After her suicide, Nadia says she was determined to get away. She and some other Yazidi captives tied their headscarves together to form a rope they used to climb out of the house where they were being held captive.

But their freedom was fleeting. They were caught after hours on the run, and forced to return to their “prison” the following day.

Sold to a Syrian ISIS fighter, Nadia says she became pregnant; to avoid having a child conceived by rape, she threw herself from walls and took pills to terminate the pregnancy.

“I did not want it, what else could I do?” she asks.

Her Syrian captor disappeared, and she was later told he had died. “I was happy when they told me,” he says.

Taken by a Saudi ISIS fighter and his Syrian wife, she was later sold again, this time to an Iraqi who took her back to Mosul.

The western Mosul house she was held in was hit by the fighting earlier this year, leaving her wounded: Her legs are badly burned, her arms covered in shrapnel scars.

In July, an airstrike hit the house; several ISIS fighters and a Yazidi slave were killed, she says. Spotting a chance to escape, she darted out of the house and ran until she reached an Iraqi Army unit.

“No matter what happens I will never forget… How can I forget?” Nadia said.

Fears over sectarian divisions

In addition to working with CIJA, the Kurdistan Regional Government says it has prepared more than 2,000 case files, many filled with victims stories like Nadia’s.
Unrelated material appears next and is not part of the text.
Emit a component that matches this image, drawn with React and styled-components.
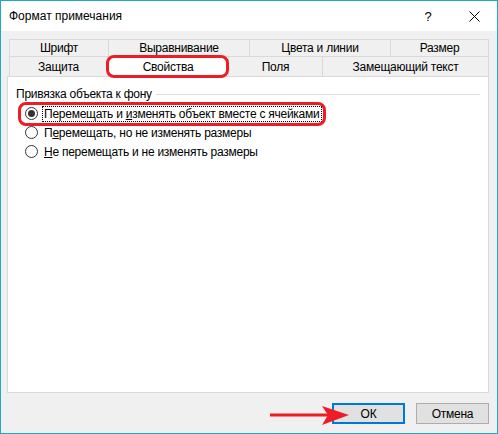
import React from "react";
import styled, { createGlobalStyle } from "styled-components";

const Global = createGlobalStyle`
  html, body { margin: 0; padding: 0; background: #fff; }
  body { font-family: "Liberation Sans", Arial, sans-serif; font-size: 12px; color: #000; }
  * { box-sizing: border-box; }
`;

const Window = styled.div`
  width: 498px;
  height: 434px;
  border: 1px solid #1fa9c8;
  display: flex;
  flex-direction: column;
  overflow: hidden;
`;

const TitleBar = styled.div`
  height: 30px;
  background: #fff;
  display: flex;
  align-items: center;
  padding-left: 8px;
  flex: none;
`;

const Title = styled.div`
  flex: 1;
  font-size: 12px;
  color: #000;
`;

const TitleButton = styled.div`
  width: ${(p) => p.$w}px;
  height: 30px;
  display: flex;
  align-items: center;
  justify-content: center;
  font-size: 13px;
  color: #000;
`;

const Body = styled.div`
  flex: 1;
  background: #f0f0f0;
  display: flex;
  flex-direction: column;
  padding: 8px 8px 0 6px;
  letter-spacing: -0.25px;
`;

const TabStrip = styled.div`
  display: flex;
  flex-direction: column;
  padding-left: 2px;
`;

const TabRow = styled.div`
  display: flex;
  height: ${(p) => p.$h}px;
`;

const Tab = styled.div`
  position: relative;
  width: ${(p) => p.$w}px;
  border: 1px solid #d9d9d9;
  border-left: ${(p) => (p.$first ? "1px solid #d9d9d9" : "none")};
  border-bottom: none;
  background: ${(p) => (p.$active ? "#fff" : "#f0f0f0")};
  display: flex;
  align-items: center;
  justify-content: center;
  font-size: 12px;
  color: #000;
`;

const Highlight = styled.div`
  position: absolute;
  left: ${(p) => p.$l}px;
  top: ${(p) => p.$t}px;
  right: ${(p) => p.$r}px;
  bottom: ${(p) => p.$b}px;
  border: 3px solid #ee1c25;
  border-radius: 8px;
  pointer-events: none;
`;

const Panel = styled.div`
  height: 317px;
  background: #fff;
  border: 1px solid #d9d9d9;
  padding: 9px 8px 0 8px;
`;

const GroupTitle = styled.div`
  display: flex;
  align-items: center;
  gap: 4px;
  height: 15px;
  &::after {
    content: "";
    flex: 1;
    height: 1px;
    background: #dcdcdc;
    margin-top: 1px;
  }
`;

const Options = styled.div`
  display: flex;
  flex-direction: column;
  padding-left: 9px;
  margin-top: 3px;
`;

const Option = styled.label`
  position: relative;
  display: flex;
  align-items: center;
  gap: 4px;
  height: 19px;
`;

const Radio = styled.span`
  width: 13px;
  height: 13px;
  border-radius: 50%;
  border: 1px solid #333;
  background: #fff;
  display: flex;
  align-items: center;
  justify-content: center;
  flex: none;
  &::after {
    content: "";
    width: 7px;
    height: 7px;
    border-radius: 50%;
    background: ${(p) => (p.$checked ? "#333" : "transparent")};
  }
`;

const OptionText = styled.span`
  padding: 0 1px;
  border: 1px dotted ${(p) => (p.$focus ? "#000" : "transparent")};
  line-height: 14px;
`;

const U = styled.span`
  text-decoration: underline;
`;

const ButtonRow = styled.div`
  position: relative;
  display: flex;
  justify-content: flex-end;
  gap: 11px;
  padding-top: 10px;
`;

const Button = styled.div`
  width: 73px;
  height: 21px;
  display: flex;
  align-items: center;
  justify-content: center;
  background: #e1e1e1;
  border: ${(p) => (p.$default ? "2px solid #0078d7" : "1px solid #adadad")};
  font-size: 12px;
`;

const Arrow = styled.svg`
  position: absolute;
  left: 263px;
  top: 12px;
`;

export default function App() {
  return (
    <>
      <Global />
      <Window>
        <TitleBar>
          <Title>Формат примечания</Title>
          <TitleButton $w={46}>?</TitleButton>
          <TitleButton $w={46}>
            <svg width="11" height="11" viewBox="0 0 11 11">
              <path d="M0.5 0.5 L10.5 10.5 M10.5 0.5 L0.5 10.5" stroke="#000" strokeWidth="1" />
            </svg>
          </TitleButton>
        </TitleBar>
        <Body>
          <TabStrip>
            <TabRow $h={17}>
              <Tab $w={100} $first>Шрифт</Tab>
              <Tab $w={141}>Выравнивание</Tab>
              <Tab $w={141}>Цвета и линии</Tab>
              <Tab $w={98}>Размер</Tab>
            </TabRow>
            <TabRow $h={20}>
              <Tab $w={99} $first>Защита</Tab>
              <Tab $w={121} $active>
                Свойства
                <Highlight $l={-2} $t={-2} $r={-1} $b={-2} />
              </Tab>
              <Tab $w={94}>Поля</Tab>
              <Tab $w={166}>Замещающий текст</Tab>
            </TabRow>
          </TabStrip>
          <Panel>
            <GroupTitle>Привязка объекта к фону</GroupTitle>
            <Options>
              <Option>
                <Radio $checked />
                <OptionText $focus>
                  Перемещать и <U>и</U>зменять объект вместе с ячейками
                </OptionText>
                <Highlight $l={-7} $t={-2} $r={-8} $b={-3} style={{ right: "auto", width: 308 }} />
              </Option>
              <Option>
                <Radio />
                <OptionText>
                  П<U>е</U>ремещать, но не изменять размеры
                </OptionText>
              </Option>
              <Option>
                <Radio />
                <OptionText>
                  <U>Н</U>е перемещать и не изменять размеры
                </OptionText>
              </Option>
            </Options>
          </Panel>
          <ButtonRow>
            <Arrow width="80" height="22" viewBox="0 0 80 22">
              <path d="M0 10 L58 10" stroke="#ee1c25" strokeWidth="3" />
              <path d="M52 1 L79 10 L52 20 L58 10 Z" fill="#ee1c25" />
            </Arrow>
            <Button $default>ОК</Button>
            <Button>Отмена</Button>
          </ButtonRow>
        </Body>
      </Window>
    </>
  );
}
ISIS-linked trials, under the country’s terrorism laws, have been taking place in mobile courts around Mosul and at the country’s central criminal court.

Iraq executed 42 men convicted of links to ISIS and al-Qaeda in a single day last month, according to the UN.

But rights groups like Amnesty International have voiced concerns over the potential for unfair trials, saying that Iraq’s criminal justice system is “deeply flawed.”

In 2005, Wiley was one of the US-appointed advisers to the Iraqi High Tribunal, set up to try Saddam Hussein and his regime. The trial was marred by political interference from the Shiite-dominated government, according to Wiley, who believes it missed a chance to contribute to national reconciliation.

Wiley says Iraq should make a clear distinction between ISIS members and the Sunni Arab tribesmen who fought alongside ISIS in 2014 because they felt marginalized and discriminated against by the government.

Failure to do so could contribute to the emergence of another ISIS-type group that exploits sectarian divisions in Iraq, he warns.

“There is a danger … that if prosecutions are focused only on the murders of Shia, Yazidi, Christians and so forth, we are going to … reinforce the sectarian narrative that has been so damaging to Iraq since 2003.”

CIJA has also been investigating alleged war crimes in Syria, where the team has built several cases against members of the Assad regime.

The Syrian regime has consistently denied allegations it has carried out war crimes, such as chemical weapons attacks, against its own people. Bashar al-Assad’s government says it has been fighting “terrorists” in the country since 2011.

Its work in Syria continues, funded by international donors. But Wiley says progress in Iraq is under threat if western donors are unwilling to add to the $7 million already spent there.

“It’s up to them if we carry on in Iraq,” he said. “The Iraqis cannot do it on their own … for various reasons.” Any involvement by the UN, he says, “would be a very positive development.”

What is justice?

Justice, Shaima says, is a “difficult concept” and something she frequently finds herself trying to explain to the victims of ISIS’ horrors.

She tells them it is about making sure perpetrators are not allowed to get away with the atrocities ISIS has committed, and sending a message to those thinking of joining the group.

Nadia has a simpler view of what justice is about for her: “Killing them all. It’s best,” she says, her voice soft and childlike. “Why keep them alive? If they are captured, they will not be honest about what they did.”

As for her own future, Nadia has an idea how she wants to pass the rest of her days. She may not be able to remember how many younger siblings she has, or their names and ages, but she wants to spend her time keeping them safe.

Asked if she wants to have a family of her own someday, she says simply: “Why, after all that I have been through?”